When school investigators called for Walter J. Turnbull to step down as the director of the Boys Choir of Harlem, it was understandable given that he had covered up a case of sexual abuse at his school. After learning that a 14-year-old student had been molested by a counselor over a two-year period, Dr. Turnbull, the choir's founder, failed to notify the authorities and allowed the counselor to continue supervising students at the Boys Choir Academy.

He also paid the counselor's $2,000 bail out of the choir's coffers and punished the victim by not allowing him to take a Japan trip and suggesting he needed counseling, according to a memo from the special commissioner of investigation for the city's schools. Yet the Department of Education and the choir yesterday completed an agreement under which Dr. Turnbull will stay on as artistic director, though he will resign as chief executive on Feb. 17. His brother, Horace, the choir's executive vice president, who was also implicated in the memo, will resign all his duties by the same date.

Despite Dr. Turnbull's conduct, his continued involvement with the choir was deemed essential for the survival of the world-renowned singing group. A spokesman for Schools Chancellor Joel I. Klein said last night in a statement: "The goal of the agreement was to preserve a unique opportunity for the children of our city to participate in the choir's renowned programs, given the choir's remarkable history and the promise it holds for future generations. At the same time, we strove to send the clear message that every adult in the public school system will be held accountable for the safety and well-being of every child in our charge."

Last night, Dr. Turnbull said in a statement: "I am delighted that I will be able to maintain my position as artistic director of the Boys Choir of Harlem, and that I can continue to contribute to the artistic development of the children of Harlem." To counter any resulting impression that it was soft on child abuse, the Education Department instituted safeguards - an independent monitor, a new dean of students position and a new principal.

So what changed? What made the Education Department move off its initial ultimatum: the Turnbulls go or the city severs ties to the school? In the end, it seems the choir's board forced the Department of Education's hand. By voting unanimously on Jan. 14 to keep Dr. Turnbull on - albeit in a modified capacity - the board left the Education Department with an almost impossible decision. If the department cut its ties to the academy, the choir would lose its school, ending a music program that has benefited thousands of Harlem children.

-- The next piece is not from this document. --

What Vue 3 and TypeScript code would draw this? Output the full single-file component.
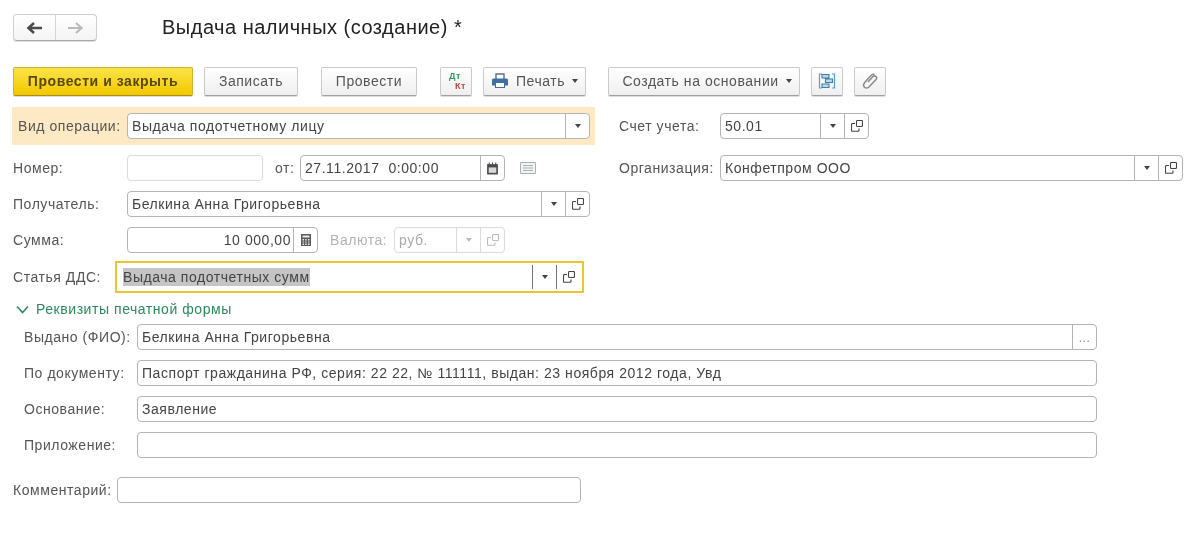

Ousting Dr. Turnbull further threatened to injure the choir in a larger way, damaging fund-raising at a time when the group has been struggling financially. The decision also had potential political pitfalls. The choir is a beloved Harlem institution, a major point of pride in the community. If the City's Education Department played a role in killing off the choir or seriously jeopardizing its future, Mayor Michael R. Bloomberg could pay the price with black voters - a constituency he has already struggled to cultivate. Moreover, Dr. Turnbull and his supporters effectively made the case over the last two weeks that Dr. Turnbull was contrite and that the choir could not continue without him. There were rallies at which the fresh-faced members of the choir sang. Dr. Turnbull publicly acknowledged his error, saying on Jan. 13, "I handled it badly."

Dr. Turnbull's lawyer, Alan L. Fuchsberg, sent a letter to Harlem politicians on Wednesday asking them to express their support to Dennis M. Walcott, the deputy mayor who oversees education. Even without these efforts, Dr. Turnbull already had built up considerable good will in Harlem. Representative Charles B. Rangel of Harlem said on Wednesday: "It is hard for me to believe that Walter has been guilty of anything except poor judgment. He loves those children and they love him."

Dr. Turnbull had also established strong relations with the Giuliani administration, which paid off. Anthony P. Coles, a former deputy mayor, became the choir's point person in negotiations with the Education Department. Bart M. Schwartz, who was chief of the city's federal criminal division under Mr. Giuliani when the former mayor was the United States attorney, consulted with the choir on its proposal. Mr. Schwartz has worked with Stanley N. Lupkin, a former city commissioner of investigation, who will be the monitor of the choir.